→ **Task description**
Skip every picture and transcribe the remaining material exactly.

→ **Data shown**
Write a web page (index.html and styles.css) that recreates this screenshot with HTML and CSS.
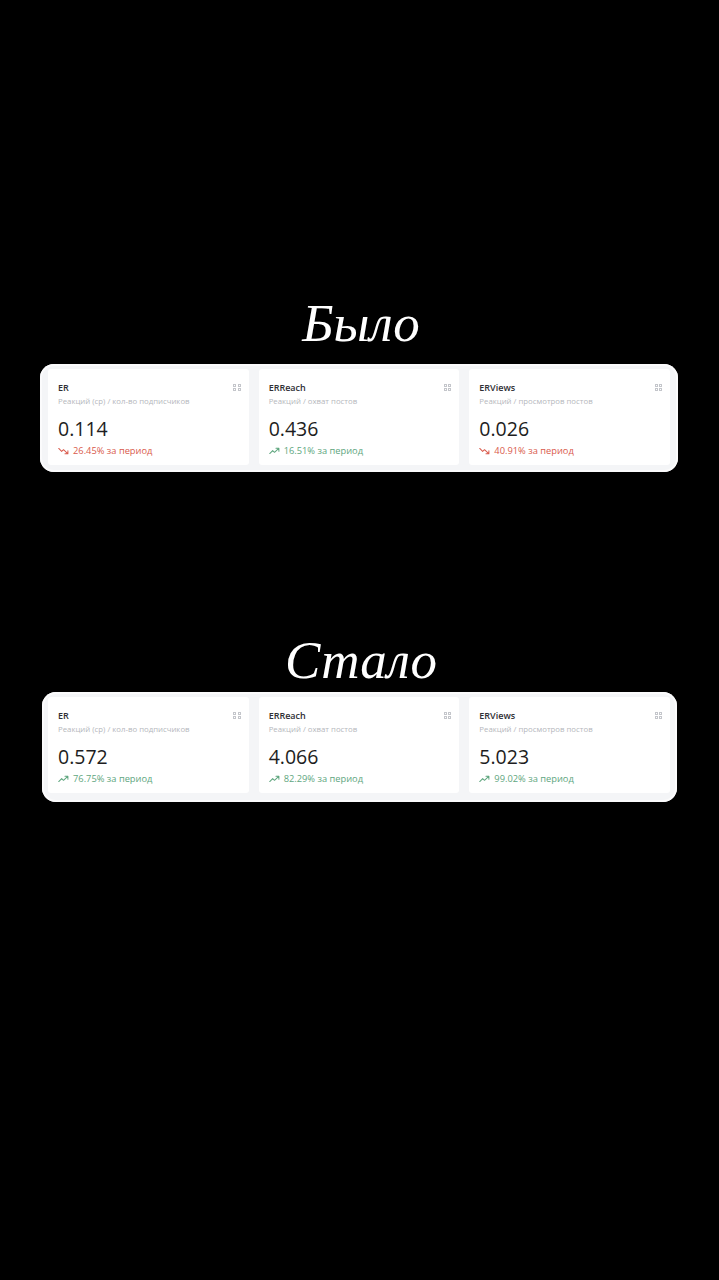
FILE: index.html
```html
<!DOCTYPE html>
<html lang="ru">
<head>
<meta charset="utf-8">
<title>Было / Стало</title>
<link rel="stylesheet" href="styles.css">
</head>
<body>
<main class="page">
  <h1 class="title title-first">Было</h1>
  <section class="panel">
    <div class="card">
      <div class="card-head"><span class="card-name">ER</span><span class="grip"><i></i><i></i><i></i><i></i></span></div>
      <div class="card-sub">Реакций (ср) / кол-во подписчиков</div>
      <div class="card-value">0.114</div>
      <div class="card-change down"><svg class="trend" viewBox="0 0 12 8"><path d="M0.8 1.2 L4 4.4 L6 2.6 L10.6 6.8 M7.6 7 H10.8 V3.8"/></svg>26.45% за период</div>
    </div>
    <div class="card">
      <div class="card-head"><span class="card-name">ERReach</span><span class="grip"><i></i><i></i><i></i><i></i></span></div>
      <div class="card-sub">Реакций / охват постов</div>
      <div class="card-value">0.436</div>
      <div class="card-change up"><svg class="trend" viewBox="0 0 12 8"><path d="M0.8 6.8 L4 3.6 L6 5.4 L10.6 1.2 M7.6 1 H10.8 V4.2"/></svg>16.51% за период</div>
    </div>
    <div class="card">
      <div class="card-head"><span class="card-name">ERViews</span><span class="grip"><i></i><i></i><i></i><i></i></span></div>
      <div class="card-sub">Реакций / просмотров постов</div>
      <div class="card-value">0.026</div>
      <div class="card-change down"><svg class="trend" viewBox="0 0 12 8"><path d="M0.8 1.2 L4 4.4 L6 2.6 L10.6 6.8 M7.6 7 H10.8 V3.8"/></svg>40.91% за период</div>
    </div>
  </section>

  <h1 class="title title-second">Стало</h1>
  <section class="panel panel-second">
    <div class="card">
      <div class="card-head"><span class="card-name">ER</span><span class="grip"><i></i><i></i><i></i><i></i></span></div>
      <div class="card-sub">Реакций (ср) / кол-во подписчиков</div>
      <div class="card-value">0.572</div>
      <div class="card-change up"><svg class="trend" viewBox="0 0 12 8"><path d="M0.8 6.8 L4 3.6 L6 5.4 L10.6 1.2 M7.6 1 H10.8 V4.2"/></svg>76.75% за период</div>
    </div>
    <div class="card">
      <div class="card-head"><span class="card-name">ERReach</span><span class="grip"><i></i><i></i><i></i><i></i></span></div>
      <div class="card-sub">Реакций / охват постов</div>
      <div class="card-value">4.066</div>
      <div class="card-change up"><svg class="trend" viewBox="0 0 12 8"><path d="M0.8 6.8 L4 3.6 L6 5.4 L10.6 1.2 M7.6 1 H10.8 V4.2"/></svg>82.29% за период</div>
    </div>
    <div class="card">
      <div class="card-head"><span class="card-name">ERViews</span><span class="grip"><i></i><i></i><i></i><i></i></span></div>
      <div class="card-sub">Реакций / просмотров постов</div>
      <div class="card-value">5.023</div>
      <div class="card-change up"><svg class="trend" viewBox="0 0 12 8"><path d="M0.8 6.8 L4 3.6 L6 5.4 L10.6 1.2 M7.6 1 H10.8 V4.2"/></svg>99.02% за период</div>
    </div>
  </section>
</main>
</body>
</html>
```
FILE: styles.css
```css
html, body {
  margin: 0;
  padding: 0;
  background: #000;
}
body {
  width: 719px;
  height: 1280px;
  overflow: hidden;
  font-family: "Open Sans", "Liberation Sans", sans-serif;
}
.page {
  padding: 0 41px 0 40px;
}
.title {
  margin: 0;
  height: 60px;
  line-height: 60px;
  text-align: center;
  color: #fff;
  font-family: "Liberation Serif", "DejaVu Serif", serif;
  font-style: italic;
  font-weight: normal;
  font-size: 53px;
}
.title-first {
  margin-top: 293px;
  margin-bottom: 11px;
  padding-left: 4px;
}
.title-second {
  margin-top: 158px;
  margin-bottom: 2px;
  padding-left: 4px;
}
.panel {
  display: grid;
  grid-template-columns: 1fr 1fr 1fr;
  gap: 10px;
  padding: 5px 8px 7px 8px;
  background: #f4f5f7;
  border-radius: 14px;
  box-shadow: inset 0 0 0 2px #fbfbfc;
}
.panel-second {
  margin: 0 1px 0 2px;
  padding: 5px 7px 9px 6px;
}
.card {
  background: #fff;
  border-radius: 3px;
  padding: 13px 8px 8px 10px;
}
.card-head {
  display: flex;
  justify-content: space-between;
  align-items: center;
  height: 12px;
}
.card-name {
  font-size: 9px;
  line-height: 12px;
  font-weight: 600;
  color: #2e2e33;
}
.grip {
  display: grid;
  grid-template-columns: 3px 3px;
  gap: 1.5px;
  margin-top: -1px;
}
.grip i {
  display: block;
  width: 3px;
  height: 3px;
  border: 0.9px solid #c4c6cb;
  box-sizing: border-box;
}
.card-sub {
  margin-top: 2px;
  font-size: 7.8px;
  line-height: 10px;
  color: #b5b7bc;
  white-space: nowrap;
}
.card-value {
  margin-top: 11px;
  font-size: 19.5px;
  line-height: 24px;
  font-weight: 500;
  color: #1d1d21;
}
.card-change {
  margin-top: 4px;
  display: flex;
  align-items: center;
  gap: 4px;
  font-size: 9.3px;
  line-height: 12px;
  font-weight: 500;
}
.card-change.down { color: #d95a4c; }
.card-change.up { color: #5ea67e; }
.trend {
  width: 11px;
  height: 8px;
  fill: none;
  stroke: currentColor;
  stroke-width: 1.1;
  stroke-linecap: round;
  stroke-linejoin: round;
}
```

→ **The answer**
Write a web page (index.html and styles.css) that recreates this screenshot with HTML and CSS.
FILE: index.html
```html
<!DOCTYPE html>
<html lang="ru">
<head>
<meta charset="utf-8">
<title>Было / Стало</title>
<link rel="stylesheet" href="styles.css">
</head>
<body>
<main class="page">
  <h1 class="title title-first">Было</h1>
  <section class="panel">
    <div class="card">
      <div class="card-head"><span class="card-name">ER</span><span class="grip"><i></i><i></i><i></i><i></i></span></div>
      <div class="card-sub">Реакций (ср) / кол-во подписчиков</div>
      <div class="card-value">0.114</div>
      <div class="card-change down"><svg class="trend" viewBox="0 0 12 8"><path d="M0.8 1.2 L4 4.4 L6 2.6 L10.6 6.8 M7.6 7 H10.8 V3.8"/></svg>26.45% за период</div>
    </div>
    <div class="card">
      <div class="card-head"><span class="card-name">ERReach</span><span class="grip"><i></i><i></i><i></i><i></i></span></div>
      <div class="card-sub">Реакций / охват постов</div>
      <div class="card-value">0.436</div>
      <div class="card-change up"><svg class="trend" viewBox="0 0 12 8"><path d="M0.8 6.8 L4 3.6 L6 5.4 L10.6 1.2 M7.6 1 H10.8 V4.2"/></svg>16.51% за период</div>
    </div>
    <div class="card">
      <div class="card-head"><span class="card-name">ERViews</span><span class="grip"><i></i><i></i><i></i><i></i></span></div>
      <div class="card-sub">Реакций / просмотров постов</div>
      <div class="card-value">0.026</div>
      <div class="card-change down"><svg class="trend" viewBox="0 0 12 8"><path d="M0.8 1.2 L4 4.4 L6 2.6 L10.6 6.8 M7.6 7 H10.8 V3.8"/></svg>40.91% за период</div>
    </div>
  </section>

  <h1 class="title title-second">Стало</h1>
  <section class="panel panel-second">
    <div class="card">
      <div class="card-head"><span class="card-name">ER</span><span class="grip"><i></i><i></i><i></i><i></i></span></div>
      <div class="card-sub">Реакций (ср) / кол-во подписчиков</div>
      <div class="card-value">0.572</div>
      <div class="card-change up"><svg class="trend" viewBox="0 0 12 8"><path d="M0.8 6.8 L4 3.6 L6 5.4 L10.6 1.2 M7.6 1 H10.8 V4.2"/></svg>76.75% за период</div>
    </div>
    <div class="card">
      <div class="card-head"><span class="card-name">ERReach</span><span class="grip"><i></i><i></i><i></i><i></i></span></div>
      <div class="card-sub">Реакций / охват постов</div>
      <div class="card-value">4.066</div>
      <div class="card-change up"><svg class="trend" viewBox="0 0 12 8"><path d="M0.8 6.8 L4 3.6 L6 5.4 L10.6 1.2 M7.6 1 H10.8 V4.2"/></svg>82.29% за период</div>
    </div>
    <div class="card">
      <div class="card-head"><span class="card-name">ERViews</span><span class="grip"><i></i><i></i><i></i><i></i></span></div>
      <div class="card-sub">Реакций / просмотров постов</div>
      <div class="card-value">5.023</div>
      <div class="card-change up"><svg class="trend" viewBox="0 0 12 8"><path d="M0.8 6.8 L4 3.6 L6 5.4 L10.6 1.2 M7.6 1 H10.8 V4.2"/></svg>99.02% за период</div>
    </div>
  </section>
</main>
</body>
</html>
```
FILE: styles.css
```css
html, body {
  margin: 0;
  padding: 0;
  background: #000;
}
body {
  width: 719px;
  height: 1280px;
  overflow: hidden;
  font-family: "Open Sans", "Liberation Sans", sans-serif;
}
.page {
  padding: 0 41px 0 40px;
}
.title {
  margin: 0;
  height: 60px;
  line-height: 60px;
  text-align: center;
  color: #fff;
  font-family: "Liberation Serif", "DejaVu Serif", serif;
  font-style: italic;
  font-weight: normal;
  font-size: 53px;
}
.title-first {
  margin-top: 293px;
  margin-bottom: 11px;
  padding-left: 4px;
}
.title-second {
  margin-top: 158px;
  margin-bottom: 2px;
  padding-left: 4px;
}
.panel {
  display: grid;
  grid-template-columns: 1fr 1fr 1fr;
  gap: 10px;
  padding: 5px 8px 7px 8px;
  background: #f4f5f7;
  border-radius: 14px;
  box-shadow: inset 0 0 0 2px #fbfbfc;
}
.panel-second {
  margin: 0 1px 0 2px;
  padding: 5px 7px 9px 6px;
}
.card {
  background: #fff;
  border-radius: 3px;
  padding: 13px 8px 8px 10px;
}
.card-head {
  display: flex;
  justify-content: space-between;
  align-items: center;
  height: 12px;
}
.card-name {
  font-size: 9px;
  line-height: 12px;
  font-weight: 600;
  color: #2e2e33;
}
.grip {
  display: grid;
  grid-template-columns: 3px 3px;
  gap: 1.5px;
  margin-top: -1px;
}
.grip i {
  display: block;
  width: 3px;
  height: 3px;
  border: 0.9px solid #c4c6cb;
  box-sizing: border-box;
}
.card-sub {
  margin-top: 2px;
  font-size: 7.8px;
  line-height: 10px;
  color: #b5b7bc;
  white-space: nowrap;
}
.card-value {
  margin-top: 11px;
  font-size: 19.5px;
  line-height: 24px;
  font-weight: 500;
  color: #1d1d21;
}
.card-change {
  margin-top: 4px;
  display: flex;
  align-items: center;
  gap: 4px;
  font-size: 9.3px;
  line-height: 12px;
  font-weight: 500;
}
.card-change.down { color: #d95a4c; }
.card-change.up { color: #5ea67e; }
.trend {
  width: 11px;
  height: 8px;
  fill: none;
  stroke: currentColor;
  stroke-width: 1.1;
  stroke-linecap: round;
  stroke-linejoin: round;
}
```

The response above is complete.